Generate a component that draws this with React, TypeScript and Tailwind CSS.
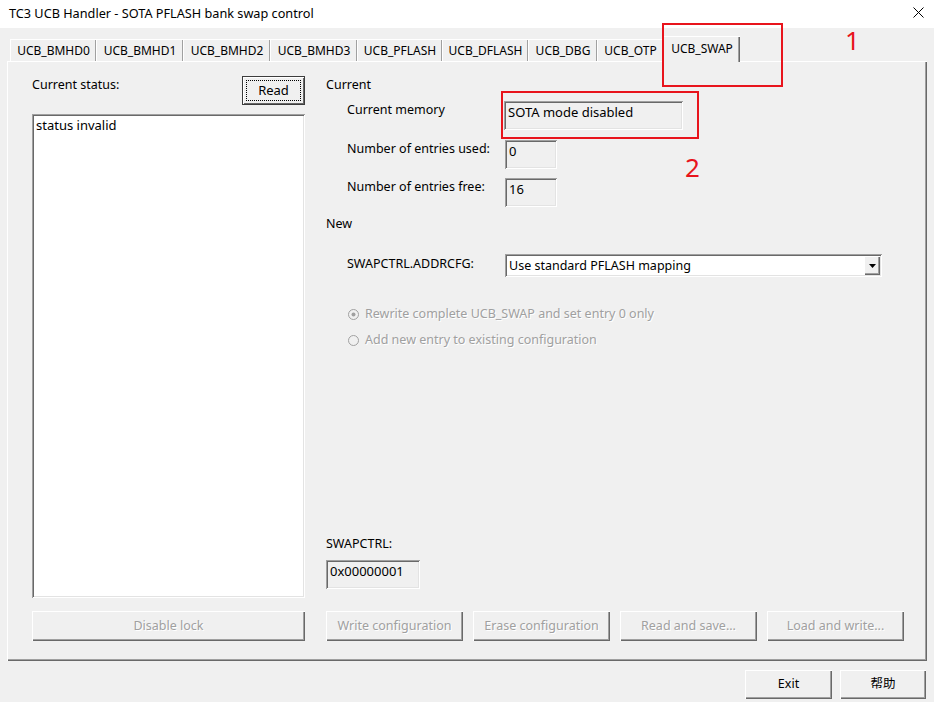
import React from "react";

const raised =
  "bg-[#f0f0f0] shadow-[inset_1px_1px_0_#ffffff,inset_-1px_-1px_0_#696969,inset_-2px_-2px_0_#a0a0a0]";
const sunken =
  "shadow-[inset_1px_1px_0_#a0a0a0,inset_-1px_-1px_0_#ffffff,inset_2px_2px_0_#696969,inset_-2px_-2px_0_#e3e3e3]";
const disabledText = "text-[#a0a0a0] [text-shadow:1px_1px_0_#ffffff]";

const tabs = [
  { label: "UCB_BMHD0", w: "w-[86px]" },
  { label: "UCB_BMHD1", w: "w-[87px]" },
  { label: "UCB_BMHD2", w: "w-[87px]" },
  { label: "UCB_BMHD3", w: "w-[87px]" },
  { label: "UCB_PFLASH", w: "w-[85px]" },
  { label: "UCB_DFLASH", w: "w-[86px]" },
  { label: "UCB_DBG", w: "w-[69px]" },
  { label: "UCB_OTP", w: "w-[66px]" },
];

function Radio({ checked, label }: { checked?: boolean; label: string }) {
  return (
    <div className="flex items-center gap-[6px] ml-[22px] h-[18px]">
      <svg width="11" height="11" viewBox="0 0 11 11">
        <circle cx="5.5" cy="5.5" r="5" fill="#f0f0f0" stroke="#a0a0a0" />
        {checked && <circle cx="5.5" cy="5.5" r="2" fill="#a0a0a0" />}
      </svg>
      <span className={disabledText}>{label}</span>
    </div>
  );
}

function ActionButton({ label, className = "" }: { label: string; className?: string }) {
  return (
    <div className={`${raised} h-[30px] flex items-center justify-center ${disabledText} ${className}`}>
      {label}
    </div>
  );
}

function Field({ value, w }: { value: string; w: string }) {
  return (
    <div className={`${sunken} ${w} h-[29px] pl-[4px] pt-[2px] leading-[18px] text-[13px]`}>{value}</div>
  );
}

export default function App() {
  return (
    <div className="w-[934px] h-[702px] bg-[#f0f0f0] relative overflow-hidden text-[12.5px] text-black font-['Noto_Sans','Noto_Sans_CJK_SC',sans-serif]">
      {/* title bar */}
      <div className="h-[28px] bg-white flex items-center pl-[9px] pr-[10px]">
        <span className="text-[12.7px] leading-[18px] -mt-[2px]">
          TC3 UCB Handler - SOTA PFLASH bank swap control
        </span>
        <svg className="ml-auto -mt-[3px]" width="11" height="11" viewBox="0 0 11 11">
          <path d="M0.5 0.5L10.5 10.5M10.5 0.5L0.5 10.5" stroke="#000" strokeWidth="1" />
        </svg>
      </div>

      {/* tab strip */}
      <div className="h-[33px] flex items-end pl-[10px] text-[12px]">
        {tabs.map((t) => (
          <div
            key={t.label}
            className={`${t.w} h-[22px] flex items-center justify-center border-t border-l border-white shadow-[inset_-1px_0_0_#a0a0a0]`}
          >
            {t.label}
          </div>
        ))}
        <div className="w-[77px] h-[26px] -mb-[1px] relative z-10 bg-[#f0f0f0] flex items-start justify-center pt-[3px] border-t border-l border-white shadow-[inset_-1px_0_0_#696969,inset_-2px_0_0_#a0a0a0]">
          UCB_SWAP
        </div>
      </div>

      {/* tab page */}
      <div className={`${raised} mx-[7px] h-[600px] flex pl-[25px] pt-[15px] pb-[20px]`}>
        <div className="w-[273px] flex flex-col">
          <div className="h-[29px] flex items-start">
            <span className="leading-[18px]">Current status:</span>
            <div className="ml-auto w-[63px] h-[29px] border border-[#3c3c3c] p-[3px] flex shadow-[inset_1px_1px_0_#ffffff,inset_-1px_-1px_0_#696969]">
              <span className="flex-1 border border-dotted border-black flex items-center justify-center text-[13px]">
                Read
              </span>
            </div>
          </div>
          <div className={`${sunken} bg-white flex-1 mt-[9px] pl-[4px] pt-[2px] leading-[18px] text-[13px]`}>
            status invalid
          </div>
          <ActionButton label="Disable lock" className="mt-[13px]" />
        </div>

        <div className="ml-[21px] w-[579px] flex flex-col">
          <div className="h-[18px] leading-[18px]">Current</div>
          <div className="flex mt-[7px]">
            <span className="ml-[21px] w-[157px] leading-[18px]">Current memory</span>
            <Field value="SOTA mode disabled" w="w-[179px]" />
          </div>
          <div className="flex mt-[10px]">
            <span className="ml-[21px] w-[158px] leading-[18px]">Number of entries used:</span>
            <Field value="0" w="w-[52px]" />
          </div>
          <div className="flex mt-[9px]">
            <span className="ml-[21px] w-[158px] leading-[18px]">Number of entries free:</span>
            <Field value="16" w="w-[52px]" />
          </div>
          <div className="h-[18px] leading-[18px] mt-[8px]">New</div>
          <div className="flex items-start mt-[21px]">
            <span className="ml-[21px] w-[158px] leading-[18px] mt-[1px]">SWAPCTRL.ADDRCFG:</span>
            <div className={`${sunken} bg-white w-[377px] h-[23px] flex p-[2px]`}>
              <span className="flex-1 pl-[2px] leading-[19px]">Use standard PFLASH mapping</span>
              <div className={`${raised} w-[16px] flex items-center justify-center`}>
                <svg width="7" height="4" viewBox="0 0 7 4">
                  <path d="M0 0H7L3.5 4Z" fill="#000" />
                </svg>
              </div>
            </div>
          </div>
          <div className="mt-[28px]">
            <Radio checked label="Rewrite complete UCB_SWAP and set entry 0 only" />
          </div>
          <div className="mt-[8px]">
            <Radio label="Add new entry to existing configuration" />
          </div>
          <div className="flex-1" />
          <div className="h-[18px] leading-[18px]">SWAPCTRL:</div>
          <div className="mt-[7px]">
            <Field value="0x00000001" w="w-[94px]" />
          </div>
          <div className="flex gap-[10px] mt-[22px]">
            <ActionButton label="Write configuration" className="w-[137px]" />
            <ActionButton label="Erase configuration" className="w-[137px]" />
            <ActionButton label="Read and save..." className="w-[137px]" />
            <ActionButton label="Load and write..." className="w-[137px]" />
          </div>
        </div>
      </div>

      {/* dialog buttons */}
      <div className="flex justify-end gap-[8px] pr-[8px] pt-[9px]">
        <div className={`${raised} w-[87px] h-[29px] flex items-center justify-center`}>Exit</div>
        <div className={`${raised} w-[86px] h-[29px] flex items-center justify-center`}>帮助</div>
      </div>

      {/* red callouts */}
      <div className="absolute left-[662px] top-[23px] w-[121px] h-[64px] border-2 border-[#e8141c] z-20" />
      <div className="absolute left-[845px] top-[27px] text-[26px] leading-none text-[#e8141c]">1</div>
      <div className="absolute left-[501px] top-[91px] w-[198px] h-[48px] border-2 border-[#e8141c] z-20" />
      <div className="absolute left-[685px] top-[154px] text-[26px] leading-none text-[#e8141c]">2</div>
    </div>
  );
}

DIRECTIVE
Without the pictures, write out all of the material exactly.

RESULT OF THIS EXERCISE
Generate a component that draws this with React, TypeScript and Tailwind CSS.
import React from "react";

const raised =
  "bg-[#f0f0f0] shadow-[inset_1px_1px_0_#ffffff,inset_-1px_-1px_0_#696969,inset_-2px_-2px_0_#a0a0a0]";
const sunken =
  "shadow-[inset_1px_1px_0_#a0a0a0,inset_-1px_-1px_0_#ffffff,inset_2px_2px_0_#696969,inset_-2px_-2px_0_#e3e3e3]";
const disabledText = "text-[#a0a0a0] [text-shadow:1px_1px_0_#ffffff]";

const tabs = [
  { label: "UCB_BMHD0", w: "w-[86px]" },
  { label: "UCB_BMHD1", w: "w-[87px]" },
  { label: "UCB_BMHD2", w: "w-[87px]" },
  { label: "UCB_BMHD3", w: "w-[87px]" },
  { label: "UCB_PFLASH", w: "w-[85px]" },
  { label: "UCB_DFLASH", w: "w-[86px]" },
  { label: "UCB_DBG", w: "w-[69px]" },
  { label: "UCB_OTP", w: "w-[66px]" },
];

function Radio({ checked, label }: { checked?: boolean; label: string }) {
  return (
    <div className="flex items-center gap-[6px] ml-[22px] h-[18px]">
      <svg width="11" height="11" viewBox="0 0 11 11">
        <circle cx="5.5" cy="5.5" r="5" fill="#f0f0f0" stroke="#a0a0a0" />
        {checked && <circle cx="5.5" cy="5.5" r="2" fill="#a0a0a0" />}
      </svg>
      <span className={disabledText}>{label}</span>
    </div>
  );
}

function ActionButton({ label, className = "" }: { label: string; className?: string }) {
  return (
    <div className={`${raised} h-[30px] flex items-center justify-center ${disabledText} ${className}`}>
      {label}
    </div>
  );
}

function Field({ value, w }: { value: string; w: string }) {
  return (
    <div className={`${sunken} ${w} h-[29px] pl-[4px] pt-[2px] leading-[18px] text-[13px]`}>{value}</div>
  );
}

export default function App() {
  return (
    <div className="w-[934px] h-[702px] bg-[#f0f0f0] relative overflow-hidden text-[12.5px] text-black font-['Noto_Sans','Noto_Sans_CJK_SC',sans-serif]">
      {/* title bar */}
      <div className="h-[28px] bg-white flex items-center pl-[9px] pr-[10px]">
        <span className="text-[12.7px] leading-[18px] -mt-[2px]">
          TC3 UCB Handler - SOTA PFLASH bank swap control
        </span>
        <svg className="ml-auto -mt-[3px]" width="11" height="11" viewBox="0 0 11 11">
          <path d="M0.5 0.5L10.5 10.5M10.5 0.5L0.5 10.5" stroke="#000" strokeWidth="1" />
        </svg>
      </div>

      {/* tab strip */}
      <div className="h-[33px] flex items-end pl-[10px] text-[12px]">
        {tabs.map((t) => (
          <div
            key={t.label}
            className={`${t.w} h-[22px] flex items-center justify-center border-t border-l border-white shadow-[inset_-1px_0_0_#a0a0a0]`}
          >
            {t.label}
          </div>
        ))}
        <div className="w-[77px] h-[26px] -mb-[1px] relative z-10 bg-[#f0f0f0] flex items-start justify-center pt-[3px] border-t border-l border-white shadow-[inset_-1px_0_0_#696969,inset_-2px_0_0_#a0a0a0]">
          UCB_SWAP
        </div>
      </div>

      {/* tab page */}
      <div className={`${raised} mx-[7px] h-[600px] flex pl-[25px] pt-[15px] pb-[20px]`}>
        <div className="w-[273px] flex flex-col">
          <div className="h-[29px] flex items-start">
            <span className="leading-[18px]">Current status:</span>
            <div className="ml-auto w-[63px] h-[29px] border border-[#3c3c3c] p-[3px] flex shadow-[inset_1px_1px_0_#ffffff,inset_-1px_-1px_0_#696969]">
              <span className="flex-1 border border-dotted border-black flex items-center justify-center text-[13px]">
                Read
              </span>
            </div>
          </div>
          <div className={`${sunken} bg-white flex-1 mt-[9px] pl-[4px] pt-[2px] leading-[18px] text-[13px]`}>
            status invalid
          </div>
          <ActionButton label="Disable lock" className="mt-[13px]" />
        </div>

        <div className="ml-[21px] w-[579px] flex flex-col">
          <div className="h-[18px] leading-[18px]">Current</div>
          <div className="flex mt-[7px]">
            <span className="ml-[21px] w-[157px] leading-[18px]">Current memory</span>
            <Field value="SOTA mode disabled" w="w-[179px]" />
          </div>
          <div className="flex mt-[10px]">
            <span className="ml-[21px] w-[158px] leading-[18px]">Number of entries used:</span>
            <Field value="0" w="w-[52px]" />
          </div>
          <div className="flex mt-[9px]">
            <span className="ml-[21px] w-[158px] leading-[18px]">Number of entries free:</span>
            <Field value="16" w="w-[52px]" />
          </div>
          <div className="h-[18px] leading-[18px] mt-[8px]">New</div>
          <div className="flex items-start mt-[21px]">
            <span className="ml-[21px] w-[158px] leading-[18px] mt-[1px]">SWAPCTRL.ADDRCFG:</span>
            <div className={`${sunken} bg-white w-[377px] h-[23px] flex p-[2px]`}>
              <span className="flex-1 pl-[2px] leading-[19px]">Use standard PFLASH mapping</span>
              <div className={`${raised} w-[16px] flex items-center justify-center`}>
                <svg width="7" height="4" viewBox="0 0 7 4">
                  <path d="M0 0H7L3.5 4Z" fill="#000" />
                </svg>
              </div>
            </div>
          </div>
          <div className="mt-[28px]">
            <Radio checked label="Rewrite complete UCB_SWAP and set entry 0 only" />
          </div>
          <div className="mt-[8px]">
            <Radio label="Add new entry to existing configuration" />
          </div>
          <div className="flex-1" />
          <div className="h-[18px] leading-[18px]">SWAPCTRL:</div>
          <div className="mt-[7px]">
            <Field value="0x00000001" w="w-[94px]" />
          </div>
          <div className="flex gap-[10px] mt-[22px]">
            <ActionButton label="Write configuration" className="w-[137px]" />
            <ActionButton label="Erase configuration" className="w-[137px]" />
            <ActionButton label="Read and save..." className="w-[137px]" />
            <ActionButton label="Load and write..." className="w-[137px]" />
          </div>
        </div>
      </div>

      {/* dialog buttons */}
      <div className="flex justify-end gap-[8px] pr-[8px] pt-[9px]">
        <div className={`${raised} w-[87px] h-[29px] flex items-center justify-center`}>Exit</div>
        <div className={`${raised} w-[86px] h-[29px] flex items-center justify-center`}>帮助</div>
      </div>

      {/* red callouts */}
      <div className="absolute left-[662px] top-[23px] w-[121px] h-[64px] border-2 border-[#e8141c] z-20" />
      <div className="absolute left-[845px] top-[27px] text-[26px] leading-none text-[#e8141c]">1</div>
      <div className="absolute left-[501px] top-[91px] w-[198px] h-[48px] border-2 border-[#e8141c] z-20" />
      <div className="absolute left-[685px] top-[154px] text-[26px] leading-none text-[#e8141c]">2</div>
    </div>
  );
}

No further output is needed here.